Pederson found she had no outlet for those feelings, and so she turned to writing.

“I was trying to keep it together for my family, but inside I was just feeling like I was dying, too,” she said. “So I had to write something, I had to put something somewhere because I couldn’t say to my 12-year-old daughter ‘I just feel like I’m dying, too.’ I just have to be making dinner.”

So she wrote her notes, about one each week, sometimes more, and often based on something Reynolds had said or something that had happened. “Based on how her chemo was going or if she had hope of living that week,” Pederson said.

Through counselling, Pederson found that the feelings she expressed in her notes, despite making her feel awful, were common. Still, she found few supports for people going through the death of a beloved friend, and felt she needed to let others know that they aren’t terrible people for having those same thoughts.

The book also offers insight into what watching someone go through an assisted death is like.

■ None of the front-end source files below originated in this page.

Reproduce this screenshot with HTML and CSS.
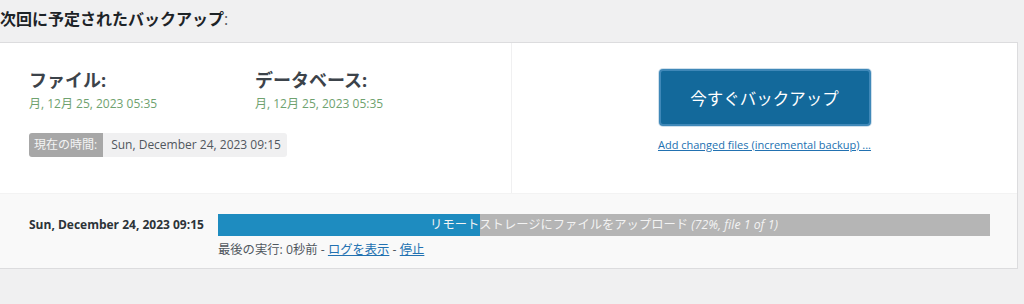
FILE: index.html
```html
<!DOCTYPE html>
<html lang="ja">
<head>
<meta charset="utf-8">
<link rel="stylesheet" href="styles.css">
</head>
<body>
<h2 class="title">次回に予定されたバックアップ<span class="colon">:</span></h2>
<div class="panel">
  <div class="top">
    <div class="left">
      <div class="sched">
        <div class="item">
          <h3>ファイル:</h3>
          <div class="date">月, 12月 25, 2023 05:35</div>
        </div>
        <div class="item">
          <h3>データベース:</h3>
          <div class="date">月, 12月 25, 2023 05:35</div>
        </div>
      </div>
      <div class="now"><span class="now-label">現在の時間:</span><span class="now-value">Sun, December 24, 2023 09:15</span></div>
    </div>
    <div class="right">
      <button class="backup-btn">今すぐバックアップ</button>
      <a class="incr" href="#">Add changed files (incremental backup) ...</a>
    </div>
  </div>
  <div class="bottom">
    <div class="job-time">Sun, December 24, 2023 09:15</div>
    <div class="job">
      <div class="bar">
        <div class="fill" style="width:34%"></div>
        <div class="bar-text">リモートストレージにファイルをアップロード <i>(72%, file 1 of 1)</i></div>
      </div>
      <div class="meta">最後の実行: 0秒前 - <a href="#">ログを表示</a> - <a href="#">停止</a></div>
    </div>
  </div>
</div>
</body>
</html>
```

FILE: styles.css
```css
html, body {
  margin: 0;
  padding: 0;
  background: #f0f0f1;
  font-family: "Open Sans", "Noto Sans CJK JP", sans-serif;
  color: #3c434a;
}
.title {
  margin: 0;
  height: 42px;
  box-sizing: border-box;
  padding-top: 7px;
  font-size: 16px;
  font-weight: 600;
  color: #1d2327;
  line-height: 24px;
}
.title .colon {
  font-weight: 400;
  color: #50575e;
}
.panel {
  width: 1019px;
  margin-left: -1px;
  background: #fff;
  border: 1px solid #dcdcde;
  box-sizing: border-box;
}
.top {
  display: grid;
  grid-template-columns: 511px 1fr;
  height: 150px;
}
.left {
  padding: 24px 0 0 29px;
}
.sched {
  display: flex;
}
.item {
  width: 226px;
}
.item h3 {
  margin: 0;
  font-size: 18px;
  line-height: 26px;
  font-weight: 700;
  color: #3c434a;
}
.date {
  margin-top: 2px;
  font-size: 12px;
  line-height: 18px;
  color: #6fa26f;
}
.now {
  display: inline-flex;
  margin-top: 20px;
  font-size: 12px;
  line-height: 24px;
  border-radius: 3px;
  overflow: hidden;
}
.now-label {
  background: #a7a7a7;
  color: #f4f4f4;
  padding: 0 6px 0 5px;
}
.now-value {
  background: #f0f0f1;
  color: #50575e;
  padding: 0 6px 0 8px;
}
.right {
  border-left: 1px solid #f0f0f1;
  display: flex;
  flex-direction: column;
  align-items: center;
  padding-top: 26px;
}
.backup-btn {
  width: 212px;
  height: 57px;
  background: #13699b;
  border: 2px solid #3f88b8;
  border-radius: 4px;
  box-shadow: 0 0 0 1px #cfe0ec;
  color: #fff;
  font-family: inherit;
  font-size: 16.5px;
  cursor: pointer;
}
.incr {
  margin-top: 10px;
  font-size: 11px;
  line-height: 18px;
  color: #2271b1;
  text-decoration: underline;
}
.bottom {
  height: 75px;
  background: #f9f9f9;
  border-top: 1px solid #f3f3f3;
  box-sizing: border-box;
  display: flex;
  padding: 20px 27px 0 29px;
}
.job-time {
  width: 189px;
  font-size: 12px;
  font-weight: 700;
  color: #2c3338;
  line-height: 22px;
}
.job {
  flex: 1;
}
.bar {
  position: relative;
  height: 22px;
  background: #b5b5b5;
}
.fill {
  height: 100%;
  background: #1e8cc0;
}
.bar-text {
  position: absolute;
  inset: 0;
  text-align: center;
  color: #f3f3f3;
  font-size: 12.3px;
  line-height: 22px;
}
.bar-text i {
  font-style: italic;
}
.meta {
  margin-top: 4px;
  font-size: 12.3px;
  line-height: 20px;
  color: #50575e;
}
.meta a {
  color: #2271b1;
  text-decoration: underline;
}
```
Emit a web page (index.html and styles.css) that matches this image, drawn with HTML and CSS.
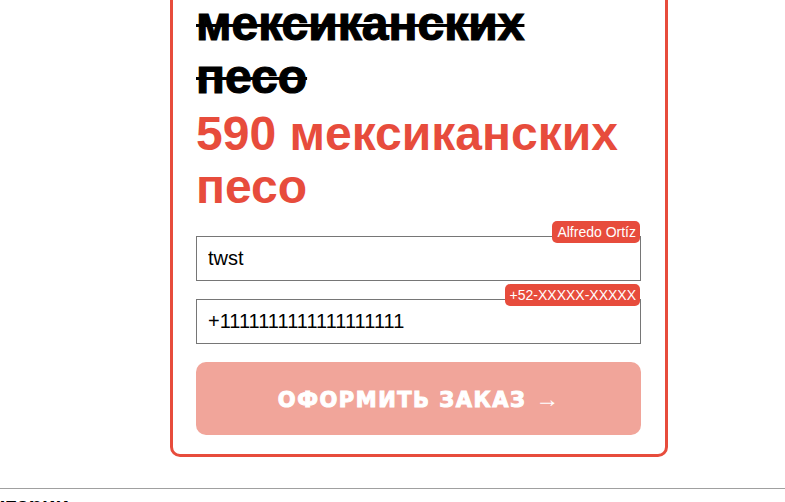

“Absolutely I’m pro (physician-assisted death),” said Pederson. “But you know, there is a bit of a hole there, because it is such a different death.”

As someone who has lost people close to her before, Pederson said the experience was unlike all of those.

“You don’t feel the same from the week before when you get the date — and I thought, ‘Well this will just take the shock out of it, but it doesn’t — to the time that you’re sitting there and you’re basically watching somebody kill somebody else.

“So absolutely I’m for it. But I think people need to be prepared that it feels very different. Not horrible. You are still left with the grief, but the overwhelming feeling is ‘Why couldn’t she have just stayed alive another day, another two days, another two weeks?’

“It’s a very selfish feeling.”

Pederson said she hopes that these sometimes brutally honest insights into what she went through might prepare others, and help them to not feel alone.

The book is available at Mulberry Bush Bookstores in Parksville and Qualicum Beach for $14.95.